In a statement issued on Sunday night, the university said Jiang had shown “a serious lack of understanding” of the importance of thesis footnotes, but concluded that the findings did not amount to academic misconduct under Ministry of Education regulations.
The investigation found multiple academic irregularities in Jiang’s thesis, including misspelled English author names, incorrect publication dates, inaccurate translations and direct quotations presented as indirect references.
Following the probe, the university summoned Jiang’s former thesis supervisor and suspended the supervisor’s qualification to recruit graduate students for one year.
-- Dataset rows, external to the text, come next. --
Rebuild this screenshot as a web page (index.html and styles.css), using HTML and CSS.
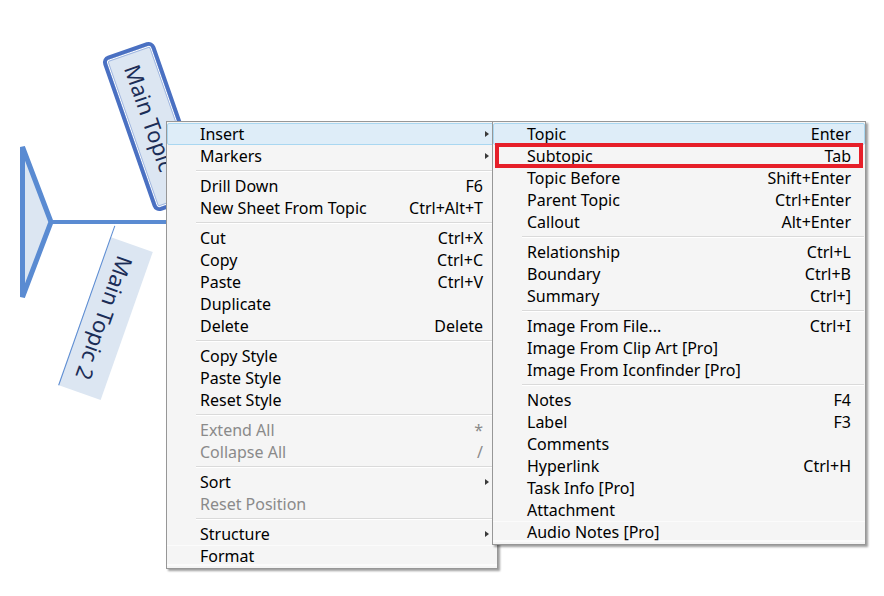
FILE: index.html
```html
<!DOCTYPE html>
<html>
<head>
<meta charset="utf-8">
<link rel="stylesheet" href="styles.css">
</head>
<body>
<div class="stage">
  <svg class="fish" width="884" height="596" viewBox="0 0 884 596">
    <polygon points="22.5,147 51,222 22.5,297" fill="#dce6f2" stroke="#5a8bd2" stroke-width="5" stroke-linejoin="bevel"/>
    <line x1="50" y1="222" x2="200" y2="222" stroke="#5a8bd2" stroke-width="4"/>
  </svg>
  <div class="topic topic-main"><span>Main Topic</span></div>
  <div class="topic topic-sub"><span>Main Topic 2</span></div>

  <div class="menu menu-main">
    <div class="item active"><span>Insert</span><i class="arrow"></i></div>
    <div class="item"><span>Markers</span><i class="arrow"></i></div>
    <div class="sep"></div>
    <div class="item"><span>Drill Down</span><span>F6</span></div>
    <div class="item"><span>New Sheet From Topic</span><span>Ctrl+Alt+T</span></div>
    <div class="sep"></div>
    <div class="item"><span>Cut</span><span>Ctrl+X</span></div>
    <div class="item"><span>Copy</span><span>Ctrl+C</span></div>
    <div class="item"><span>Paste</span><span>Ctrl+V</span></div>
    <div class="item"><span>Duplicate</span></div>
    <div class="item"><span>Delete</span><span>Delete</span></div>
    <div class="sep"></div>
    <div class="item"><span>Copy Style</span></div>
    <div class="item"><span>Paste Style</span></div>
    <div class="item"><span>Reset Style</span></div>
    <div class="sep"></div>
    <div class="item disabled"><span>Extend All</span><span>*</span></div>
    <div class="item disabled"><span>Collapse All</span><span>/</span></div>
    <div class="sep"></div>
    <div class="item"><span>Sort</span><i class="arrow"></i></div>
    <div class="item disabled"><span>Reset Position</span></div>
    <div class="sep"></div>
    <div class="item"><span>Structure</span><i class="arrow"></i></div>
    <div class="item last"><span>Format</span></div>
  </div>

  <div class="menu menu-sub">
    <div class="item active"><span>Topic</span><span>Enter</span></div>
    <div class="item"><span>Subtopic</span><span>Tab</span></div>
    <div class="item"><span>Topic Before</span><span>Shift+Enter</span></div>
    <div class="item"><span>Parent Topic</span><span>Ctrl+Enter</span></div>
    <div class="item"><span>Callout</span><span>Alt+Enter</span></div>
    <div class="sep"></div>
    <div class="item"><span>Relationship</span><span>Ctrl+L</span></div>
    <div class="item"><span>Boundary</span><span>Ctrl+B</span></div>
    <div class="item"><span>Summary</span><span>Ctrl+]</span></div>
    <div class="sep"></div>
    <div class="item"><span>Image From File...</span><span>Ctrl+I</span></div>
    <div class="item"><span>Image From Clip Art [Pro]</span></div>
    <div class="item"><span>Image From Iconfinder [Pro]</span></div>
    <div class="sep"></div>
    <div class="item"><span>Notes</span><span>F4</span></div>
    <div class="item"><span>Label</span><span>F3</span></div>
    <div class="item"><span>Comments</span></div>
    <div class="item"><span>Hyperlink</span><span>Ctrl+H</span></div>
    <div class="item"><span>Task Info [Pro]</span></div>
    <div class="item"><span>Attachment</span></div>
    <div class="item last"><span>Audio Notes [Pro]</span></div>
    <div class="mark"></div>
  </div>
</div>
</body>
</html>
```
FILE: styles.css
```css
html, body {
  margin: 0;
  padding: 0;
  background: #ffffff;
}

.stage {
  position: relative;
  width: 884px;
  height: 596px;
  overflow: hidden;
  font-family: "Noto Sans", "Open Sans", sans-serif;
}

.fish {
  position: absolute;
  left: 0;
  top: 0;
}

.topic {
  position: absolute;
  box-sizing: border-box;
  display: flex;
  align-items: center;
  background: #dce6f2;
  color: #1b2d57;
  font-size: 22px;
  white-space: nowrap;
}

.topic-main {
  left: 72px;
  top: 98.5px;
  width: 164px;
  height: 55px;
  transform: rotate(70.8deg);
  border: 4px solid #4a70c2;
  border-radius: 7px;
  box-shadow: inset 0 0 0 1px #ffffff, inset 0 0 0 2px #9fb6e0;
  padding-left: 13px;
}

.topic-sub {
  left: 26.5px;
  top: 295.5px;
  width: 157px;
  height: 45px;
  transform: rotate(109.4deg);
  justify-content: center;
}

.topic-sub::before {
  content: "";
  position: absolute;
  left: -12px;
  right: 0;
  bottom: 0;
  height: 1px;
  background: #5a8bd2;
}

.menu {
  position: absolute;
  box-sizing: border-box;
  background: #f5f5f5;
  border: 1px solid #979797;
  padding: 1px 0;
  box-shadow: 2px 2px 2px rgba(0, 0, 0, 0.38);
  font-size: 16px;
  color: #000000;
}

.menu-main {
  left: 166px;
  top: 121px;
  width: 332px;
}

.menu-sub {
  left: 492px;
  top: 121px;
  width: 374px;
}

.item {
  box-sizing: border-box;
  height: 22px;
  display: flex;
  align-items: center;
  justify-content: space-between;
  padding: 0 13px 0 32px;
  border: 1px solid transparent;
  white-space: nowrap;
  line-height: 20px;
}

.menu-sub .item {
  padding-left: 33px;
}

.item.active {
  background: #deedf8;
  border-color: #a9d7f1;
  border-radius: 2px;
}

.item.disabled {
  color: #8a8a8a;
}

.item.last {
  background: linear-gradient(#f5f5f5 0, #f5f5f5 18px, #fbfbfb 18px);
}

.arrow {
  width: 0;
  height: 0;
  border-left: 4px solid #3a3a3a;
  border-top: 3.5px solid transparent;
  border-bottom: 3.5px solid transparent;
  margin-right: -6px;
}

.sep {
  height: 8px;
  margin-left: 29px;
  margin-right: 1px;
  box-sizing: border-box;
  padding-top: 3px;
}

.sep::before {
  content: "";
  display: block;
  height: 1px;
  background: #dadada;
  border-bottom: 1px solid #ffffff;
}

.mark {
  position: absolute;
  left: 2px;
  top: 21px;
  width: 368px;
  height: 25px;
  box-sizing: border-box;
  border: 4px solid #e61f29;
}
```
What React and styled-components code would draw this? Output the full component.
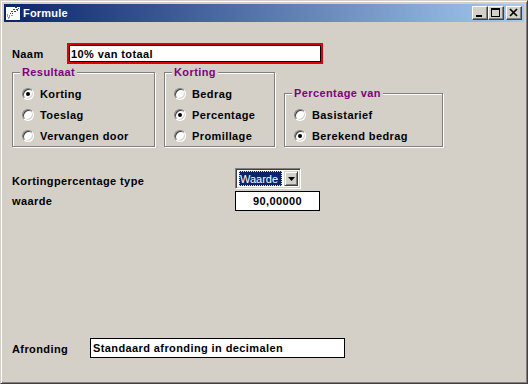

It also met with the leadership of the School of Liberal Arts and ordered the school to complete corrective measures within a specified period.
The case drew widespread attention after Tsinghua University professor Xiao Ying publicly accused Jiang of systematic academic fraud.
Xiao alleged that the thesis contained instances of plagiarism and fabricated or altered references, and raised questions over whether software may have been used to rewrite parts of the paper.
Jiang denied the allegations, describing them as “slanderous.” She said Xiao’s evidence was flawed and argued that using the output of a modern AI chatbot to question a thesis written between 2018 and 2019 was unreasonable. She also cited historical records to support the authenticity of a disputed quotation from John Milton’s Paradise Lost.
Jiang, 37, was once widely described in mainland media as a literary prodigy. She published her first book at the age of nine and was admitted to Tsinghua University in 2008 through an exceptional admission process.
The controversy followed separate online allegations earlier this year over similarities between some of Jiang’s published works and those of writers including Albert Camus and Vladimir Nabokov.